Несмотря на то, что мы в Пинске были ужасно бедны и маме, с помощью деда, еле удавалось нас кое-как тащить, Шейна отказалась пойти работать. Возвращаться в Пинск ей было очень тяжело. В Киеве она посещала прекрасную школу; теперь ей хотелось учиться, приобретать знания, образование и не только ради того, чтобы ее собственная жизнь стала лучше и полнее, но и для того, чтобы она могла изменить и улучшить мир. В четырнадцать лет это была революционерка, серьезная и преданная участница сионистского социалистического движения — то есть в глазах полиции вдвойне опасная и подлежащая наказанию. Она и ее друзья были не только «заговорщиками», стремившимися свергнуть всемогущего царя, но они прямо объявляли, что их мечта — создать еврейское социалистическое государство в Палестине.
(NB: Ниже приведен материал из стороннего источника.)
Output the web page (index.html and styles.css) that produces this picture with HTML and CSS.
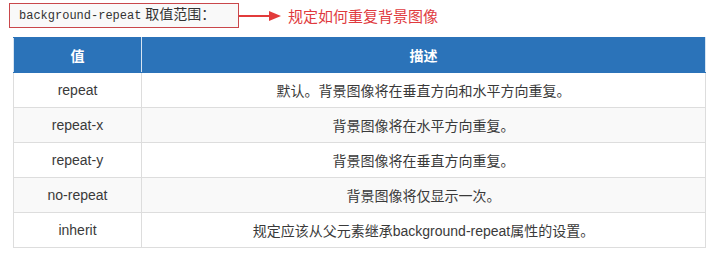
FILE: index.html
```html
<!DOCTYPE html>
<html lang="zh-CN">
<head>
    <meta charset="UTF-8">
    <title>background-repeat</title>
    <link rel="stylesheet" href="styles.css">
</head>
<body>
    <div class="intro">
        <div class="code-box"><code>background-repeat</code> 取值范围：</div>
        <svg class="arrow" width="44" height="12" viewBox="0 0 44 12">
            <line x1="0" y1="6" x2="32" y2="6" stroke="#e23b3b" stroke-width="2"/>
            <polygon points="30,1 42,6 30,11" fill="#e23b3b"/>
        </svg>
        <span class="note">规定如何重复背景图像</span>
    </div>

    <table class="values">
        <thead>
            <tr>
                <th class="col-value">值</th>
                <th>描述</th>
            </tr>
        </thead>
        <tbody>
            <tr><td>repeat</td><td>默认。背景图像将在垂直方向和水平方向重复。</td></tr>
            <tr><td>repeat-x</td><td>背景图像将在水平方向重复。</td></tr>
            <tr><td>repeat-y</td><td>背景图像将在垂直方向重复。</td></tr>
            <tr><td>no-repeat</td><td>背景图像将仅显示一次。</td></tr>
            <tr><td>inherit</td><td>规定应该从父元素继承background-repeat属性的设置。</td></tr>
        </tbody>
    </table>
</body>
</html>
```

FILE: styles.css
```css
body {
    margin: 0;
    background: #fff;
    font-family: "Liberation Sans", Arial, "Noto Sans CJK SC", sans-serif;
    color: #3a3a3a;
}

.intro {
    display: flex;
    align-items: center;
    margin: 3px 0 0 9px;
    height: 25px;
}

.code-box {
    box-sizing: border-box;
    width: 230px;
    height: 25px;
    padding: 0 0 0 9px;
    border: 1px solid #c9474b;
    background: #f9f9f9;
    font-size: 14px;
    line-height: 21px;
    color: #333;
}

code {
    font-family: "Liberation Mono", "Courier New", monospace;
    font-size: 12px;
}

.arrow {
    display: block;
    margin-top: 1px;
}

.note {
    margin-left: 5px;
    font-size: 15px;
    color: #e03a3e;
    font-family: "Noto Sans CJK SC", sans-serif;
}

.values {
    margin: 9px 0 0 13px;
    width: 693px;
    border-collapse: collapse;
    border: 1px solid #ddd;
    font-size: 14px;
}

.values th,
.values td {
    height: 34px;
    padding: 0;
    text-align: center;
    border: 1px solid #ddd;
}

.values th {
    background: #2b73b9;
    color: #fff;
    font-weight: bold;
    font-size: 14px;
    border-color: #2b73b9 #d6e4f2;
}

.col-value {
    width: 127px;
}

.values tbody tr:nth-child(even) td {
    background: #f9f9f9;
}
```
В России начала XX века такие взгляды считались, подрывной деятельностью и за них арестовывали даже четырнадцати-пятнадцатилетних школьниц. До сих пор помню крики молодых людей — девушек и юношей, — которых избивали в полицейском участке, рядом с которым мы жили.
Моя мать тоже слышала ли крики и ежедневно умоляла Шейну не иметь ничего общего с этим движением: она ведь подвергала опасности не только себя и нас, но даже отца в Америке! Но Шейна была неумолима. Мало того, что она желала перемен, она еще хотела участвовать в их осуществлении. По ночам мать не спала — ждала, когда, наконец, Шейна вернется домой с какой-то таинственной «сходки»; я лежала молча, стараясь понять все это — преданность Шейны делу, в которое она так сильно верила; материнскую отчаянную тревогу; необъяснимое — для меня — отсутствие отца — и все это на фоне топота казацких коней, то и дело раздававшегося на улице.